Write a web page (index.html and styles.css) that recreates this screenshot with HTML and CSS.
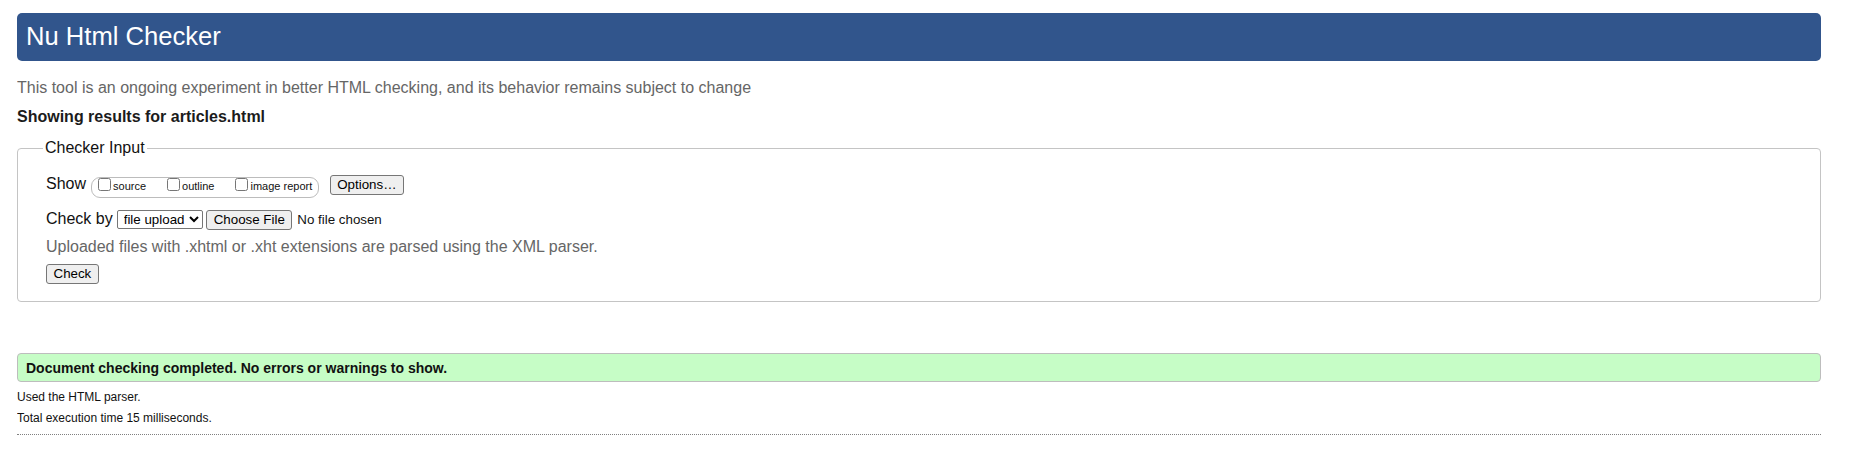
FILE: index.html
```html
<!DOCTYPE html>
<html lang="en">
<head>
<meta charset="utf-8">
<title>Nu Html Checker</title>
<link rel="stylesheet" href="styles.css">
</head>
<body>
<h1 class="title">Nu Html Checker</h1>
<p class="intro">This tool is an ongoing experiment in better HTML checking, and its behavior remains subject to change</p>
<p class="results-for">Showing results for articles.html</p>
<form class="checker">
  <fieldset class="input-set">
    <legend class="legend">Checker Input</legend>
    <div class="row row-show">
      <span class="row-label">Show</span>
      <span class="opts">
        <label class="opt"><input type="checkbox" class="cb"><span class="opt-text">source</span></label>
        <label class="opt"><input type="checkbox" class="cb"><span class="opt-text">outline</span></label>
        <label class="opt"><input type="checkbox" class="cb"><span class="opt-text">image report</span></label>
      </span>
      <button type="button" class="btn btn-options">Options…</button>
    </div>
    <div class="row row-by">
      <span class="row-label">Check by</span>
      <select class="sel"><option>file upload</option></select>
      <button type="button" class="btn btn-file">Choose File</button>
      <span class="file-none">No file chosen</span>
    </div>
    <p class="note">Uploaded files with .xhtml or .xht extensions are parsed using the XML parser.</p>
    <div class="row row-check">
      <button type="button" class="btn">Check</button>
    </div>
  </fieldset>
</form>
<p class="success">Document checking completed. No errors or warnings to show.</p>
<p class="small first">Used the HTML parser.</p>
<p class="small">Total execution time 15 milliseconds.</p>
<hr class="rule">
</body>
</html>
```

FILE: styles.css
```css
html, body {
  background: #fff;
}
body {
  margin: 13px 39px 0 17px;
  font-family: "Liberation Sans", Arial, sans-serif;
  font-size: 16px;
  color: #111;
}
.title {
  margin: 0;
  height: 48px;
  box-sizing: border-box;
  padding: 9px 9px 0;
  background: #31558c;
  color: #fff;
  font-size: 25.6px;
  line-height: 29px;
  font-weight: normal;
  border-radius: 5px;
}
.intro {
  margin: 18px 0 0;
  line-height: 18px;
  color: #666;
}
.results-for {
  margin: 11px 0 0;
  line-height: 18px;
  font-weight: bold;
  color: #1b1b1b;
}
.checker {
  margin: 0;
}
.input-set {
  margin: 13px 0 0;
  border: 1px solid #c4c4c4;
  border-radius: 4px;
  padding: 18px 0 17px 28px;
  min-inline-size: 0;
}
.legend {
  padding: 0 2px;
  margin-left: -3px;
  font-size: 16px;
  line-height: 18px;
  color: #111;
}
.row {
  display: flex;
  align-items: flex-start;
}
.row-label {
  line-height: 18px;
  color: #111;
}
.opts {
  display: inline-flex;
  align-items: flex-start;
  margin: 2px 0 0 5px;
  height: 21px;
  box-sizing: border-box;
  border: 1px solid #bcbcbc;
  border-radius: 9px;
  padding: 0 6px;
}
.opt {
  display: flex;
  align-items: flex-start;
  margin-right: 21px;
}
.opt:last-child {
  margin-right: 0;
}
.cb {
  margin: 0 2px 0 0;
  width: 13px;
  height: 13px;
}
.opt-text {
  font-size: 11px;
  line-height: 13px;
  margin-top: 1.5px;
}
.btn {
  font-family: "Liberation Sans", Arial, sans-serif;
  font-size: 13.33px;
  line-height: 16px;
  height: 20px;
  box-sizing: border-box;
  padding: 1px 6.5px;
  margin: 0;
  border: 1px solid #767676;
  border-radius: 3px;
  background: #efefef;
  color: #000;
}
.btn-options {
  margin-left: 10.5px;
}
.row-by {
  margin-top: 11.5px;
}
.sel {
  margin-left: 4px;
  width: 86px;
  height: 19px;
  box-sizing: border-box;
  font-family: "Liberation Sans", Arial, sans-serif;
  font-size: 13.33px;
  border: 1px solid #767676;
  border-radius: 2px;
  background: #fff;
  color: #000;
  padding: 0 0 0 2px;
}
.btn-file {
  margin-left: 3.5px;
}
.file-none {
  margin: 2px 0 0 5px;
  font-size: 13.33px;
  line-height: 16px;
  color: #111;
}
.note {
  margin: 8.3px 0 0;
  line-height: 18px;
  color: #666;
}
.row-check {
  margin-top: 8.2px;
}
.success {
  margin: 51px 0 0;
  border: 1px solid #bdbdbd;
  border-radius: 4px;
  background: #c6fdc6;
  padding: 6px 8px 4px;
  font-size: 14px;
  line-height: 17px;
  font-weight: bold;
  color: #111;
}
.small {
  margin: 7px 0 0;
  font-size: 12px;
  line-height: 14px;
  color: #111;
}
.small.first {
  margin-top: 8px;
}
.rule {
  margin: 9px 0 0;
  height: 0;
  border: 0;
  border-top: 1px dotted #808080;
}
```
################
Your task is to repeat the material above exactly, without its pictures.

Write a web page (index.html and styles.css) that recreates this screenshot with HTML and CSS.
FILE: index.html
```html
<!DOCTYPE html>
<html lang="en">
<head>
<meta charset="utf-8">
<title>Nu Html Checker</title>
<link rel="stylesheet" href="styles.css">
</head>
<body>
<h1 class="title">Nu Html Checker</h1>
<p class="intro">This tool is an ongoing experiment in better HTML checking, and its behavior remains subject to change</p>
<p class="results-for">Showing results for articles.html</p>
<form class="checker">
  <fieldset class="input-set">
    <legend class="legend">Checker Input</legend>
    <div class="row row-show">
      <span class="row-label">Show</span>
      <span class="opts">
        <label class="opt"><input type="checkbox" class="cb"><span class="opt-text">source</span></label>
        <label class="opt"><input type="checkbox" class="cb"><span class="opt-text">outline</span></label>
        <label class="opt"><input type="checkbox" class="cb"><span class="opt-text">image report</span></label>
      </span>
      <button type="button" class="btn btn-options">Options…</button>
    </div>
    <div class="row row-by">
      <span class="row-label">Check by</span>
      <select class="sel"><option>file upload</option></select>
      <button type="button" class="btn btn-file">Choose File</button>
      <span class="file-none">No file chosen</span>
    </div>
    <p class="note">Uploaded files with .xhtml or .xht extensions are parsed using the XML parser.</p>
    <div class="row row-check">
      <button type="button" class="btn">Check</button>
    </div>
  </fieldset>
</form>
<p class="success">Document checking completed. No errors or warnings to show.</p>
<p class="small first">Used the HTML parser.</p>
<p class="small">Total execution time 15 milliseconds.</p>
<hr class="rule">
</body>
</html>
```

FILE: styles.css
```css
html, body {
  background: #fff;
}
body {
  margin: 13px 39px 0 17px;
  font-family: "Liberation Sans", Arial, sans-serif;
  font-size: 16px;
  color: #111;
}
.title {
  margin: 0;
  height: 48px;
  box-sizing: border-box;
  padding: 9px 9px 0;
  background: #31558c;
  color: #fff;
  font-size: 25.6px;
  line-height: 29px;
  font-weight: normal;
  border-radius: 5px;
}
.intro {
  margin: 18px 0 0;
  line-height: 18px;
  color: #666;
}
.results-for {
  margin: 11px 0 0;
  line-height: 18px;
  font-weight: bold;
  color: #1b1b1b;
}
.checker {
  margin: 0;
}
.input-set {
  margin: 13px 0 0;
  border: 1px solid #c4c4c4;
  border-radius: 4px;
  padding: 18px 0 17px 28px;
  min-inline-size: 0;
}
.legend {
  padding: 0 2px;
  margin-left: -3px;
  font-size: 16px;
  line-height: 18px;
  color: #111;
}
.row {
  display: flex;
  align-items: flex-start;
}
.row-label {
  line-height: 18px;
  color: #111;
}
.opts {
  display: inline-flex;
  align-items: flex-start;
  margin: 2px 0 0 5px;
  height: 21px;
  box-sizing: border-box;
  border: 1px solid #bcbcbc;
  border-radius: 9px;
  padding: 0 6px;
}
.opt {
  display: flex;
  align-items: flex-start;
  margin-right: 21px;
}
.opt:last-child {
  margin-right: 0;
}
.cb {
  margin: 0 2px 0 0;
  width: 13px;
  height: 13px;
}
.opt-text {
  font-size: 11px;
  line-height: 13px;
  margin-top: 1.5px;
}
.btn {
  font-family: "Liberation Sans", Arial, sans-serif;
  font-size: 13.33px;
  line-height: 16px;
  height: 20px;
  box-sizing: border-box;
  padding: 1px 6.5px;
  margin: 0;
  border: 1px solid #767676;
  border-radius: 3px;
  background: #efefef;
  color: #000;
}
.btn-options {
  margin-left: 10.5px;
}
.row-by {
  margin-top: 11.5px;
}
.sel {
  margin-left: 4px;
  width: 86px;
  height: 19px;
  box-sizing: border-box;
  font-family: "Liberation Sans", Arial, sans-serif;
  font-size: 13.33px;
  border: 1px solid #767676;
  border-radius: 2px;
  background: #fff;
  color: #000;
  padding: 0 0 0 2px;
}
.btn-file {
  margin-left: 3.5px;
}
.file-none {
  margin: 2px 0 0 5px;
  font-size: 13.33px;
  line-height: 16px;
  color: #111;
}
.note {
  margin: 8.3px 0 0;
  line-height: 18px;
  color: #666;
}
.row-check {
  margin-top: 8.2px;
}
.success {
  margin: 51px 0 0;
  border: 1px solid #bdbdbd;
  border-radius: 4px;
  background: #c6fdc6;
  padding: 6px 8px 4px;
  font-size: 14px;
  line-height: 17px;
  font-weight: bold;
  color: #111;
}
.small {
  margin: 7px 0 0;
  font-size: 12px;
  line-height: 14px;
  color: #111;
}
.small.first {
  margin-top: 8px;
}
.rule {
  margin: 9px 0 0;
  height: 0;
  border: 0;
  border-top: 1px dotted #808080;
}
```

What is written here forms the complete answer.